7. Welchen Rat würdest du einem jungen Menschen geben, der sich für Innenarchitektur interessiert, aber noch unsicher ist, ob das die richtige Richtung ist?

Ich würde mir überlegen, ob es für mich stimmig ist, mit jeder Aufgabe und mit jedem Projekt Neues zu erfahren und neue Lösungen suchen zu dürfen. Das ist zwar anstrengend und spannend, aber auch sehr befriedigend. Das heißt aber auch, sich selbst Ziele setzen zu können. Wer sich eher wohl fühlt dabei, ähnliche Dinge mit den immer gleichen Methoden richtig zu tun, wird sich in einem Studium der Innenarchitektur und Szenografie nicht wohl fühlen. Es gibt in der Innenarchitektur und der Szenografie keine Anleitungen, die einem sagen, wie eine Aufgabe richtig zu lösen ist. Das muss man selbst immer wieder neu herausfinden, die Methoden für jedes Projekt selbst anpassen, oder wenn notwendig selbst erfinden.

8. Mit der Zeit hat sich das Feld der Innenarchitektur sehr verändert, z. B. durch Digitalisierung und Nachhaltigkeit. Wo siehst du besonders spannende Chancen für die nächsten Jahre?

Digitalisierung betrifft uns im Bereich der Visualisierung, der 3-D Modellierung und in vielen Tools, die dafür eingesetzt werden können, die Vorstellungen von Räumen anschaulich zu vermitteln. Damit setzen wir uns im Studium intensiv auseinander. Im Gegensatz zur Architektur gehe ich davon aus, dass BIM (Building Information Modeling) uns in der Innenarchitektur und Szenografie nicht so stark betreffen wird. Diese Systeme sind bisher ausschließlich für Neubauten konzipiert. Nachhaltige Praxen hingegen betreffen und praktizieren wir in vielerlei Hinsicht, sozial, ökonomisch und materiell. Wir versuchen Nachhaltigkeit inklusiv zu denken und mehr als menschliche Lebewesen mit in unsere Überlegungen mit einzubeziehen.
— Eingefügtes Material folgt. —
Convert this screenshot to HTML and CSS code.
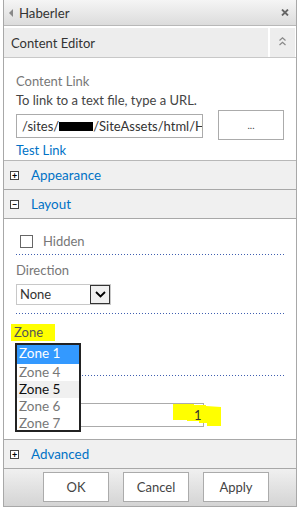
FILE: index.html
```html
<!DOCTYPE html>
<html>
<head>
<meta charset="utf-8">
<link rel="stylesheet" href="styles.css">
</head>
<body>
<div class="panel">
  <div class="title-bar">
    <span class="tri"></span>
    <span class="title">Haberler</span>
    <svg class="close" width="8" height="7" viewBox="0 0 8 7"><path d="M1 0.5 L7 6.5 M7 0.5 L1 6.5" stroke="#666" stroke-width="1.8"/></svg>
  </div>
  <div class="part-head">
    <div class="part-name">Content Editor</div>
    <div class="collapse">
      <svg width="7" height="9" viewBox="0 0 7 9"><path d="M0.5 3.5 L3.5 0.8 L6.5 3.5 M0.5 8 L3.5 5.3 L6.5 8" stroke="#888" stroke-width="1.2" fill="none"/></svg>
    </div>
  </div>
  <div class="section content">
    <div class="label">Content Link</div>
    <div class="hint">To link to a text file, type a URL.</div>
    <div class="url-row">
      <div class="url-input"><span class="seg">/sites/</span><span class="redact"></span><span class="seg">/SiteAssets/html/H</span></div>
      <div class="btn dots">...</div>
    </div>
    <div class="link">Test Link</div>
  </div>
  <div class="cat"><span class="box">+</span><span class="cat-name">Appearance</span></div>
  <div class="cat"><span class="box">&minus;</span><span class="cat-name">Layout</span></div>
  <div class="section layout">
    <div class="check-row"><span class="checkbox"></span><span class="label">Hidden</span></div>
    <div class="dotted"></div>
    <div class="label dir">Direction</div>
    <div class="select"><span class="sel-text">None</span><span class="sel-arrow"><svg width="11" height="7" viewBox="0 0 11 7"><path d="M1 1 L5.5 5.5 L10 1" stroke="#000" stroke-width="1.8" fill="none"/></svg></span></div>
    <div class="dotted gap9"></div>
    <div class="zone-row"><span class="zone-label">Zone</span></div>
    <div class="zone-area">
      <div class="dotted flat"></div>
      <div class="idx-input">
        <svg class="mark" width="48" height="23" viewBox="0 0 48 23"><path d="M0 1 L21 1 L21 2 L33 2 L33 3 L48 4 L48 23 L34 23 L34 20 L26 20 L26 18 L14 18 L14 17 L0 17 Z" fill="#ffff00"/></svg>
        <span class="idx-val">1</span>
      </div>
      <div class="listbox">
        <div class="opt sel">Zone 1</div>
        <div class="opt">Zone 4</div>
        <div class="opt hover">Zone 5</div>
        <div class="opt">Zone 6</div>
        <div class="opt">Zone 7</div>
      </div>
    </div>
  </div>
  <div class="cat"><span class="box">+</span><span class="cat-name">Advanced</span></div>
  <div class="footer">
    <div class="btn">OK</div>
    <div class="btn">Cancel</div>
    <div class="btn">Apply</div>
  </div>
</div>
</body>
</html>
```
FILE: styles.css
```css
html, body { margin: 0; padding: 0; background: #fff; }
body { font-family: Lato, "Noto Sans", sans-serif; font-size: 13px; line-height: 18px; color: #444; }
.panel {
  margin-left: 3px;
  width: 292px;
  border-left: 1px solid #a8a8a8;
  border-right: 1px solid #a8a8a8;
  border-bottom: 1px solid #a8a8a8;
}
.title-bar {
  height: 25px;
  display: flex;
  align-items: center;
  background: linear-gradient(#f5f5f5, #dcdcdc);
  border-bottom: 1px solid #b8b8b8;
}
.tri {
  width: 0; height: 0;
  border-top: 4px solid transparent;
  border-bottom: 4px solid transparent;
  border-right: 4px solid #888;
  margin-left: 5px;
  margin-right: 6px;
}
.title { font-size: 13.2px; color: #333; }
.close { margin-left: auto; margin-right: 7px; }
.part-head {
  margin-top: 2px;
  height: 29px;
  display: flex;
  background: #ededed;
  border-bottom: 1px solid #c8c8c8;
}
.part-name { flex: 1; font-size: 13px; color: #333; padding-left: 7px; line-height: 30px; }
.collapse {
  width: 28px;
  border-left: 2px solid #fff;
  border-right: 1px solid #fff;
  display: flex;
  justify-content: center;
  padding-top: 9px;
  box-sizing: border-box;
}
.section { background: #fff; padding: 0 12px; }
.content { padding-top: 14px; border-bottom: 1px solid #b8b8b8; }
.label { color: #777; }
.hint { line-height: 19px; color: #444; margin-top: 1px; }
.url-row { display: flex; align-items: flex-start; }
.url-input {
  width: 187px; height: 24px; box-sizing: border-box;
  border: 1px solid #ababab;
  padding-left: 5px;
  white-space: nowrap; overflow: hidden;
  display: flex; align-items: center;
  margin-top: 4px;
  color: #333;
}
.seg { flex-shrink: 0; }
.redact { flex-shrink: 0; display: inline-block; width: 34px; height: 9px; background: #000; margin-top: 1px; }
.btn {
  width: 66px; height: 30px; box-sizing: border-box;
  border: 1px solid #ababab;
  background: #fff;
  display: flex; align-items: center; justify-content: center;
  color: #444; font-size: 13px;
}
.dots { margin-left: 15px; font-size: 10px; }
.link { color: #0072c6; line-height: 19px; margin-top: 1px; }
.cat {
  height: 28px;
  background: #f0f0f0;
  border-bottom: 1px solid #a8a8a8;
  display: flex; align-items: center;
  padding-left: 6px;
}
.box {
  width: 9px; height: 9px; box-sizing: border-box;
  border: 1px solid #444; background: #fff;
  display: flex; align-items: center; justify-content: center;
  font-size: 9px; line-height: 1; color: #000; font-weight: bold;
  margin-right: 12px;
}
.cat-name { color: #0072c6; font-size: 13.4px; }
.layout { padding-top: 15px; border-bottom: 1px solid #a8a8a8; }
.check-row { display: flex; align-items: center; height: 14px; padding-left: 4px; }
.checkbox { width: 13px; height: 13px; box-sizing: border-box; border: 1px solid #666; margin-right: 10px; }
.dotted {
  height: 1px;
  margin-top: 6px;
  background: repeating-linear-gradient(to right, #3f5fb0 0 1px, transparent 1px 3px);
  width: 268px;
}
.dotted.gap9 { margin-top: 8px; }
.dir { margin-top: 6px; }
.select {
  margin-top: 5px;
  width: 95px; height: 21px; box-sizing: border-box;
  border: 1px solid #c8c8c8;
  display: flex; align-items: stretch;
}
.sel-text { flex: 1; padding-left: 3px; color: #333; line-height: 19px; }
.sel-arrow {
  width: 20px; box-sizing: border-box;
  border: 1px solid #333; background: #f0f0f0;
  display: flex; align-items: center; justify-content: center;
}
.zone-row { margin-top: 9px; height: 17px; margin-left: -5px; }
.zone-label { display: inline-block; background: #ffff00; color: #555; width: 44px; height: 17px; line-height: 17px; padding-left: 3px; box-sizing: border-box; }
.zone-area { position: relative; height: 99px; padding-top: 35px; box-sizing: border-box; }
.dotted.flat { margin-top: 0; }
.idx-input {
  position: relative;
  margin-top: 27px;
  width: 188px; height: 24px; box-sizing: border-box;
  border: 1px solid #ababab;
}
.mark { position: absolute; left: 156px; top: -1px; }
.idx-val { position: absolute; left: 177px; top: 2px; color: #333; }
.listbox {
  position: absolute; left: -1px; top: 3px;
  width: 66px; height: 89px; box-sizing: border-box;
  border: 2px solid #222; background: #fff;
}
.opt { height: 17px; line-height: 17px; padding-left: 2px; color: #777; font-size: 13.5px; }
.opt.sel { background: #3399ff; color: #fff; height: 19px; }
.opt.hover { background: #f0f0f0; color: #111; }
.footer {
  height: 37px;
  box-sizing: border-box;
  background: linear-gradient(#f0f0f0, #d4d4d4);
  display: flex; align-items: flex-start;
  padding-top: 3px;
  padding-left: 39px; gap: 14px;
}
```
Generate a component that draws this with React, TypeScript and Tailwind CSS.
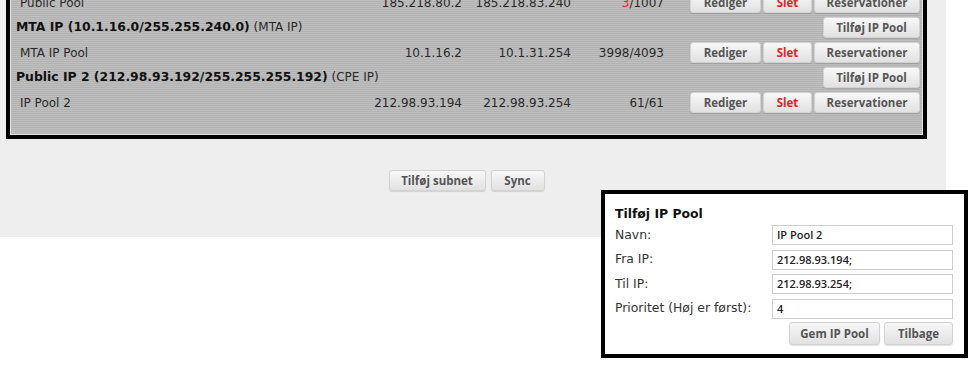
import React from "react";

const btn =
  "flex h-[21px] items-center justify-center rounded-[3px] border border-[#d2d2d2] bg-gradient-to-b from-[#f8f8f8] to-[#e1e1e1] text-[11.5px] font-bold text-[#555] shadow-[0_1px_1px_rgba(0,0,0,0.12)] [font-family:'Open_Sans',sans-serif]";

function Btn({ label, className = "", red = false }: { label: string; className?: string; red?: boolean }) {
  return <div className={`${btn} ${red ? "text-[#ec1c24]" : ""} ${className}`}>{label}</div>;
}

function PoolRow({ name, from, to, used, total }: { name: string; from: string; to: string; used: string; total: string; }) {
  return (
    <div className="flex h-[25px] items-center pl-[9px] pr-[2px]">
      <div className="flex-1">{name}</div>
      <div className="w-[120px] text-right">{from}</div>
      <div className="w-[109px] text-right">{to}</div>
      <div className="w-[93px] text-right">
        <span className={used === "3" ? "text-[#ec1c24]" : ""}>{used}</span>/{total}
      </div>
      <div className="ml-[26px] flex gap-[2px]">
        <Btn label="Rediger" className="w-[71px]" />
        <Btn label="Slet" red className="w-[49px]" />
        <Btn label="Reservationer" className="w-[106px]" />
      </div>
    </div>
  );
}

function SubnetRow({ title, kind }: { title: string; kind: string }) {
  return (
    <div className="flex h-[25px] items-center pl-[5px] pr-[2px]">
      <div className="flex-1">
        <span className="text-[12.4px] font-bold text-[#111]">{title}</span> <span>({kind})</span>
      </div>
      <Btn label="Tilføj IP Pool" className="w-[97px]" />
    </div>
  );
}

function Field({ label, value }: { label: string; value: string }) {
  return (
    <div className="flex h-[24.5px] items-center">
      <div className="flex-1 text-[12.4px]">{label}</div>
      <div className="flex h-[20px] w-[181px] items-center border border-[#cfcfcf] bg-white px-[4px] text-[11px] font-semibold text-[#222] [font-family:'Open_Sans',sans-serif]">
        {value}
      </div>
    </div>
  );
}

export default function App() {
  return (
    <div className="relative h-[365px] w-[980px] overflow-hidden bg-white text-[12px] text-[#2a2a2a] [font-family:'DejaVu_Sans',Verdana,sans-serif]">
      <div className="flow-root h-[237px] w-[946px] bg-[#eeeeee] pl-[6px]">
        <div className="-mt-[15px] w-[921px] border-4 border-black">
          <div className="border border-[#e4e4e4] bg-[repeating-linear-gradient(0deg,#b3b3b3_0px,#b3b3b3_1px,#bebebe_1px,#bebebe_2px)] pb-[19px]">
            <PoolRow name="Public Pool" from="185.218.80.2" to="185.218.83.240" used="3" total="1007" />
            <SubnetRow title="MTA IP (10.1.16.0/255.255.240.0)" kind="MTA IP" />
            <PoolRow name="MTA IP Pool" from="10.1.16.2" to="10.1.31.254" used="3998" total="4093" />
            <SubnetRow title="Public IP 2 (212.98.93.192/255.255.255.192)" kind="CPE IP" />
            <PoolRow name="IP Pool 2" from="212.98.93.194" to="212.98.93.254" used="61" total="61" />
          </div>
        </div>
        <div className="mt-[31px] flex w-[921px] justify-center gap-[5px]">
          <Btn label="Tilføj subnet" className="w-[97px]" />
          <Btn label="Sync" className="w-[54px]" />
        </div>
      </div>

      <div className="absolute left-[601px] top-[190px] h-[168px] w-[367px] border-4 border-black bg-white pl-[10px] pr-[11px] pt-[11px] text-[#333]">
        <div className="mb-[1px] h-[17px] text-[12.4px] font-bold text-[#111]">Tilføj IP Pool</div>
        <Field label="Navn:" value="IP Pool 2" />
        <Field label="Fra IP:" value="212.98.93.194;" />
        <Field label="Til IP:" value="212.98.93.254;" />
        <Field label="Prioritet (Høj er først):" value="4" />
        <div className="mt-[1px] flex justify-end gap-[4px]">
          <Btn label="Gem IP Pool" className="h-[23px] w-[91px]" />
          <Btn label="Tilbage" className="h-[23px] w-[69px]" />
        </div>
      </div>
    </div>
  );
}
Aber auch hier: Es gibt keine Rezepte für richtiges oder falsches Handeln, es geht um die Einübung neuer Denkformen für nachhaltige Gestaltungs-Prozesse.

9. Was möchtest du Schülern und Studierenden mitgeben, die eine Laufbahn im Bereich Innenarchitektur oder Szenografie anstreben?

Risiko eingehen! Projekte immer wieder anders anzugehen, sie anders zu denken und sie neu zu gestalten.